Television Signal
The television signal must do two things, the first is obvious, the second less so. First, it must control the instantaneous brightness of the spot on the face of the CRT in order that the brightness changes that constitute the information of the picture may be conveyed. Second, it must control the raster scanning so that the beam travels across the tube face in synchronism with the tube within the transmitting camera. Otherwise information from the top left-hand side of the televised scene will not appear in the top left-hand side of the screen and so on! In the analogue television signal this distinction between picture information and scan synchronizing information (known in the trade as sync-pulse information) is divided by a voltage level known as black level. All information above black level relates to picture information, whereas all information below relates to sync information. By this clever means, all synchronizing information is “below” black level. The electron beam therefore remains cut off—and the screen remains dark—during the sync information. In digital television the distinction between data relating to picture modulation and sync is established by a unique codeword preamble, which identifies the following byte as a sync byte.
Horizontal and Vertical Sync
The analogy between the eye’s movement across the page during reading and the movement of the scan spot in scanning a tube face has already been made. Of course the scan spot doesn’t move onto another page like the eyes do once they have reached the bottom of the page, but it does have to fly back to start all over again once it has completed one whole set of lines from the top to the bottom of the raster. The spot thus flies back in two possible ways: a horizontal retrace, between lines, and a vertical retrace, once it has completed one whole set of lines and is required to start all over again on another set. Obviously to stay in synchronism with the transmitting camera the television receiver must be instructed to perform both horizontal retrace and vertical retrace at the appropriate times—and furthermore not to confuse one instruction for the other!
It is for this reason that there exist two types of sync information known reasonably enough as horizontal and vertical. Inside the television monitor these are treated separately and respectively initiate and terminate the horizontal and vertical scan generator circuits. These circuits are similar—at least in principle—to the ramp or sawtooth generator circuits. As the current gradually increases in both horizontal and vertical scan coils, the spot is made to move from left to right and top to bottom, the current in the top to bottom circuit growing 312.5 times more slowly than in the horizontal deflection coils so that 312.5 lines are drawn in the time it takes the vertical deflection circuit to draw the beam across the vertical extent of the tube face.
The complete television signal is illustrated in Figures 28.1 and 28.2, which display the signal using two different time bases.

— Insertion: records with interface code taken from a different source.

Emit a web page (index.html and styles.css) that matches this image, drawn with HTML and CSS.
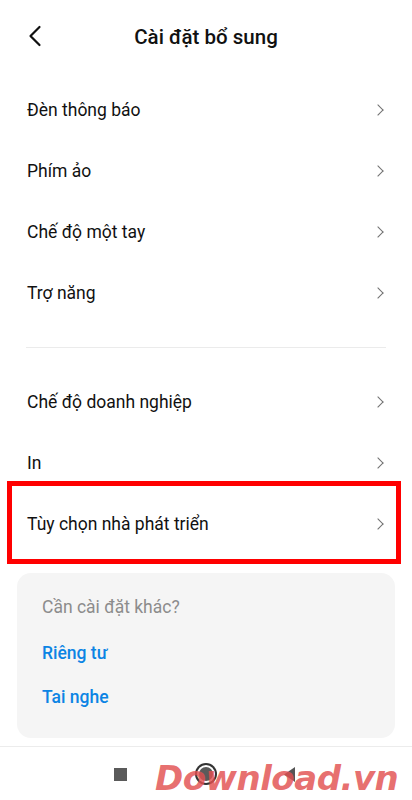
FILE: index.html
```html
<!DOCTYPE html>
<html lang="vi">
<head>
    <meta charset="UTF-8">
    <meta name="viewport" content="width=device-width, initial-scale=1.0">
    <title>Cài đặt bổ sung</title>
    <link rel="stylesheet" href="styles.css">
</head>
<body>
    <div class="screen">
        <div class="header">
            <svg class="back" width="14" height="22" viewBox="0 0 14 22">
                <path d="M11.5 2 L2.5 11 L11.5 20" fill="none" stroke="#111" stroke-width="2.2" stroke-linecap="round" stroke-linejoin="round"/>
            </svg>
            <h1 class="title">Cài đặt bổ sung</h1>
        </div>

        <div class="list">
            <div class="row"><span>Đèn thông báo</span><i class="chev"></i></div>
            <div class="row"><span>Phím ảo</span><i class="chev"></i></div>
            <div class="row"><span>Chế độ một tay</span><i class="chev"></i></div>
            <div class="row"><span>Trợ năng</span><i class="chev"></i></div>
        </div>

        <div class="divider"></div>

        <div class="list">
            <div class="row"><span>Chế độ doanh nghiệp</span><i class="chev"></i></div>
            <div class="row"><span>In</span><i class="chev"></i></div>
            <div class="row marked"><span>Tùy chọn nhà phát triển</span><i class="chev"></i></div>
        </div>

        <div class="card">
            <p class="card-head">Cần cài đặt khác?</p>
            <a class="card-link">Riêng tư</a>
            <a class="card-link">Tai nghe</a>
        </div>

        <div class="navbar">
            <span class="nav-square"></span>
            <span class="nav-home"></span>
            <svg class="nav-back" width="13" height="17" viewBox="0 0 13 17">
                <path d="M12 1 L12 16 L1 8.5 Z" fill="#555"/>
            </svg>
            <span class="watermark">Download.vn</span>
        </div>
    </div>
</body>
</html>
```

FILE: styles.css
```css
body {
    margin: 0;
    background: #fff;
    font-family: Roboto, "Noto Sans", sans-serif;
    color: #111;
}
.screen {
    width: 412px;
    height: 800px;
    position: relative;
    overflow: hidden;
}
.header {
    height: 74px;
    display: flex;
    align-items: center;
    justify-content: center;
    position: relative;
}
.back {
    position: absolute;
    left: 28px;
    top: 25px;
}
.title {
    margin: 0;
    font-size: 20.5px;
    font-weight: 500;
}
.list {
    padding-top: 5px;
}
.divider + .list {
    padding-top: 23px;
}
.row {
    height: 61px;
    display: flex;
    align-items: center;
    justify-content: space-between;
    padding: 0 27px;
    font-size: 17.5px;
    position: relative;
}
.chev {
    width: 7px;
    height: 7px;
    border-top: 1.6px solid #707070;
    border-right: 1.6px solid #707070;
    transform: rotate(45deg);
    margin-right: 3px;
}
.marked::after {
    content: "";
    position: absolute;
    left: 7px;
    right: 11px;
    top: -12px;
    bottom: -10px;
    border: 5px solid #f00;
}
.divider {
    height: 1px;
    background: #ebebeb;
    margin: 24px 26px 0;
}
.card {
    margin: 19px 17px 0;
    height: 165px;
    box-sizing: border-box;
    background: #f5f5f5;
    border-radius: 14px;
    padding: 24px 25px 0;
}
.card-head {
    margin: 0 0 26px;
    font-size: 17.5px;
    color: #8c8c8c;
}
.card-link {
    display: block;
    font-size: 17.5px;
    font-weight: 500;
    color: #0c84e4;
    margin-bottom: 24px;
}
.navbar {
    margin-top: 8px;
    border-top: 1px solid #ececec;
    height: 54px;
    display: flex;
    align-items: center;
    position: relative;
}
.nav-square {
    width: 13px;
    height: 13px;
    background: #5a5a5a;
    margin-left: 114px;
}
.nav-home {
    width: 14px;
    height: 14px;
    border-radius: 50%;
    background: #5a5a5a;
    box-shadow: 0 0 0 2px #fff, 0 0 0 4px #333;
    margin-left: 72px;
}
.nav-back {
    margin-left: 70px;
}
.watermark {
    position: absolute;
    left: 155px;
    top: 11px;
    font-family: "DejaVu Sans", sans-serif;
    font-size: 34px;
    font-weight: 700;
    font-style: italic;
    letter-spacing: -0.5px;
    color: rgba(226, 80, 80, 0.82);
}
```
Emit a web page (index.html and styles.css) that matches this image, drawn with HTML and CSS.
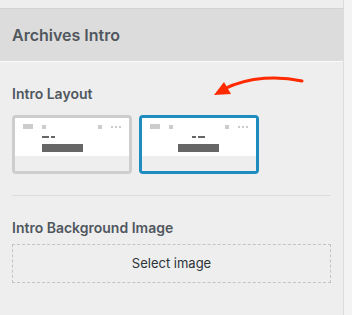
FILE: index.html
```html
<!DOCTYPE html>
<html>
    <head>
        <meta charset="utf-8"/>
        <title>Archives Intro</title>
        <link rel="stylesheet" href="styles.css">
    </head>
    <body>
        <div class="panel">
            <div class="top"></div>
            <div class="head">Archives Intro</div>
            <div class="body">
                <div class="label">Intro Layout</div>
                <div class="layouts">
                    <div class="card">
                        <svg class="thumb" width="114" height="53" viewBox="0 0 114 53">
                            <rect x="0" y="0" width="114" height="38" fill="#fff"/>
                            <rect x="0" y="38" width="114" height="15" fill="#eee"/>
                            <rect x="8" y="6" width="10" height="5" fill="#ccc"/>
                            <rect x="27" y="7" width="4" height="4" fill="#ccc"/>
                            <rect x="83" y="7" width="4" height="4" fill="#ccc"/>
                            <rect x="96" y="8" width="2" height="2" fill="#ccc"/>
                            <rect x="100" y="8" width="2" height="2" fill="#ccc"/>
                            <rect x="104" y="8" width="2" height="2" fill="#ccc"/>
                            <rect x="27" y="18" width="7" height="2" fill="#666"/>
                            <rect x="36" y="18" width="4" height="2" fill="#666"/>
                            <rect x="27" y="26" width="41" height="8" fill="#666"/>
                        </svg>
                    </div>
                    <div class="card active">
                        <svg class="thumb" width="114" height="53" viewBox="0 0 114 53">
                            <rect x="0" y="0" width="114" height="38" fill="#fff"/>
                            <rect x="0" y="38" width="114" height="15" fill="#eee"/>
                            <rect x="8" y="6" width="10" height="5" fill="#ccc"/>
                            <rect x="27" y="7" width="4" height="4" fill="#ccc"/>
                            <rect x="83" y="7" width="4" height="4" fill="#ccc"/>
                            <rect x="96" y="8" width="2" height="2" fill="#ccc"/>
                            <rect x="100" y="8" width="2" height="2" fill="#ccc"/>
                            <rect x="104" y="8" width="2" height="2" fill="#ccc"/>
                            <rect x="50" y="18" width="4" height="2" fill="#666"/>
                            <rect x="56" y="18" width="7" height="2" fill="#666"/>
                            <rect x="36" y="26" width="41" height="8" fill="#666"/>
                        </svg>
                    </div>
                </div>
                <div class="line"></div>
                <div class="label">Intro Background Image</div>
                <div class="select">Select image</div>
            </div>
            <svg class="arrow" width="110" height="30" viewBox="200 70 110 30">
                <path d="M302 81 C 280 76, 250 76, 224 89" fill="none" stroke="#ff2a00" stroke-width="3" stroke-linecap="round"/>
                <polygon points="214,95 224,82 231,94" fill="#ff2a00"/>
            </svg>
        </div>
    </body>
</html>
```
FILE: styles.css
```css
body{margin:0;padding:0;background-color:#f3f3f3;font-family:Inter,'Liberation Sans',sans-serif;color:#50575e;}
.panel{position:relative;width:343px;height:315px;background-color:#eee;border-right:1px solid #dcdcdc;}
.top{height:8px;}
.head{height:52px;line-height:52px;padding-left:12px;background-color:#dcdcdc;border-top:1px solid #d2d2d2;border-bottom:1px solid #fafafa;font-size:16px;font-weight:600;}
.body{padding:0 12px;}
.label{font-size:14px;font-weight:600;line-height:18px;}
.body > .label:first-child{padding-top:23px;}
.layouts{display:flex;gap:7px;margin-top:12px;}
.card{width:114px;height:53px;border:3px solid #cdcdcd;border-radius:4px;overflow:hidden;}
.card.active{border-color:#1e8cbe;}
.thumb{display:block;}
.line{height:1px;background-color:#ddd;margin:21px 0 23px;}
.select{margin-top:7px;height:37px;line-height:37px;border:1px dashed #c3c4c7;text-align:center;font-size:13px;color:#2c3338;}
.arrow{position:absolute;left:200px;top:70px;}
```
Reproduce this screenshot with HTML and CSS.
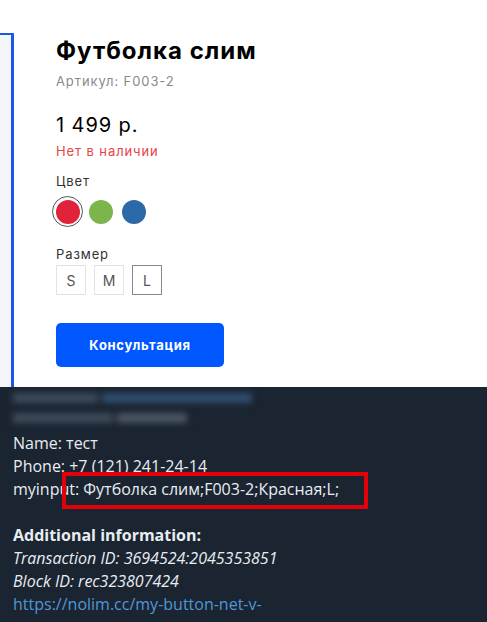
FILE: index.html
```html
<!DOCTYPE html>
<html lang="ru">
<head>
    <meta charset="UTF-8">
    <meta name="viewport" content="width=device-width, initial-scale=1.0">
    <title>Футболка слим</title>
    <link rel="stylesheet" href="styles.css">
</head>
<body>
    <!-- Карточка товара -->
    <section class="shop">
        <div class="gallery"></div>
        <div class="product">
            <h1 class="title">Футболка слим</h1>
            <div class="sku">Артикул: F003-2</div>
            <div class="price">1 499 р.</div>
            <div class="stock">Нет в наличии</div>

            <div class="label">Цвет</div>
            <div class="colors">
                <span class="swatch active"><span class="dot red"></span></span>
                <span class="swatch"><span class="dot green"></span></span>
                <span class="swatch"><span class="dot blue"></span></span>
            </div>

            <div class="label size-label">Размер</div>
            <div class="sizes">
                <span class="size">S</span>
                <span class="size">M</span>
                <span class="size active">L</span>
            </div>

            <button class="btn">Консультация</button>
        </div>
    </section>

    <!-- Сообщение с заявкой -->
    <section class="message">
        <div class="blur">
            <span class="blot b1"></span>
            <span class="blot b2"></span>
        </div>
        <div class="blur second">
            <span class="blot b3"></span>
            <span class="blot b4"></span>
        </div>
        <p class="line first">Name: тест</p>
        <p class="line">Phone: +7 (121) 241-24-14</p>
        <p class="line mark">myinput: Футболка слим;F003-2;Красная;L;<span class="frame"></span></p>
        <p class="line gap"><b>Additional information:</b></p>
        <p class="line"><i>Transaction ID: 3694524:2045353851</i></p>
        <p class="line"><i>Block ID: rec323807424</i></p>
        <p class="line"><a href="#">https://nolim.cc/my-button-net-v-</a></p>
    </section>
</body>
</html>
```

FILE: styles.css
```css
body {
    margin: 0;
    width: 487px;
    height: 622px;
    overflow: hidden;
    background-color: #1b2431;
}
.shop {
    display: flex;
    height: 387px;
    background-color: #fff;
    font-family: Inter, "Noto Sans", sans-serif;
    letter-spacing: 0.9px;
}
.gallery {
    width: 11px;
    margin-top: 33px;
    background-color: #f4f5f7;
    border-top: 2px solid #1a58e6;
    border-right: 3px solid #1a58e6;
}
.product {
    padding: 36px 0 0 42px;
}
.title {
    margin: 0;
    font-size: 24px;
    font-weight: 700;
    line-height: 30px;
    color: #000;
    letter-spacing: 1px;
}
.sku {
    margin-top: 7px;
    font-size: 13px;
    color: #8a8a8a;
}
.price {
    margin-top: 24px;
    font-size: 20px;
    color: #000;
}
.stock {
    margin-top: 6px;
    font-size: 13px;
    color: #e84444;
}
.label {
    margin-top: 14px;
    font-size: 13px;
    color: #333;
}
.size-label {
    margin-top: 19px;
}
.colors {
    display: flex;
    gap: 2px;
    margin: 7px 0 0 -4px;
}
.swatch {
    display: flex;
    align-items: center;
    justify-content: center;
    width: 29px;
    height: 29px;
    border: 1px solid transparent;
    border-radius: 50%;
}
.swatch.active {
    border-color: #555;
}
.dot {
    width: 24px;
    height: 24px;
    border-radius: 50%;
}
.red { background-color: #e0233b; }
.green { background-color: #7bb54b; }
.blue { background-color: #2b6aa6; }
.sizes {
    display: flex;
    gap: 8px;
    margin-top: 3px;
}
.size {
    display: flex;
    align-items: center;
    justify-content: center;
    width: 28px;
    height: 28px;
    border: 1px solid #e2e2e2;
    font-size: 14px;
    letter-spacing: 0;
    color: #555;
}
.size.active {
    border-color: #888;
}
.btn {
    display: block;
    width: 168px;
    height: 44px;
    margin-top: 28px;
    border: none;
    border-radius: 5px;
    background-color: #0057ff;
    color: #fff;
    font-family: Inter, "Noto Sans", sans-serif;
    font-size: 13px;
    font-weight: 700;
    letter-spacing: 0.7px;
}
.message {
    padding: 4px 13px 0;
    font-family: "Open Sans", "Noto Sans", sans-serif;
    font-size: 16px;
    color: #e8edf2;
}
.blur {
    display: flex;
    gap: 4px;
    height: 14px;
    filter: blur(3px);
}
.blur.second {
    margin-top: 6px;
}
.blot {
    height: 10px;
    margin-top: 2px;
    background-color: #3b4a5c;
}
.b1 { width: 85px; }
.b2 { width: 150px; background-color: #2f4e6e; }
.b3 { width: 100px; background-color: #3e4b5a; }
.b4 { width: 70px; background-color: #4a5563; }
.line {
    margin: 0;
    line-height: 23px;
}
.line.first {
    margin-top: 7px;
}
.line.gap {
    margin-top: 23px;
}
.mark {
    position: relative;
}
.frame {
    position: absolute;
    left: 49px;
    top: -6px;
    width: 298px;
    height: 29px;
    border: 4px solid #e3000b;
}
.message a {
    color: #4f98d8;
    text-decoration: none;
}
```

Note the amplitude level, which distinguishes the watershed between picture information and sync information. Known as black level, this voltage is set to a standard 0 V. Peak white information is defined not to go beyond a level of 0.7 V above this reference level. Sync information, the line or horizontal sync, 4.7-μs pulse is visible in the figure and should extend 0.3 V below the black reference level. Note also that the picture information falls to the black level before and after the sync pulse. This interval is necessary because the electron beam cannot instantaneously retrace to the left-hand side of the screen to
restart another trace. It takes a little time—about 12 μs. This period, which includes duration of the 4.7-μs line-sync pulse during which time the beam current is controlled “blacker than black,” is known as the line-blanking period. A similar, much longer, period exists to allow the scan spot to return to the top of the screen once a whole vertical scan has been accomplished; this interval is known as the field blanking or vertical interval.
Looking now at Figure 28.2, a whole 625 lines are shown, in two fields of 312.5 lines. Note the wider sync pulses that appear between each field. In order that a monitor may distinguish between horizontal and vertical sync, the duration of line-sync pulses is extended during the vertical interval (the gap in the picture information allowing for the field retrace), and a charge-pump circuit combined with a comparator is able to detect these longer pulses as different from the shorter line-sync pulses. This information is sent to the vertical scan generator to control the synchronism of the vertical scan.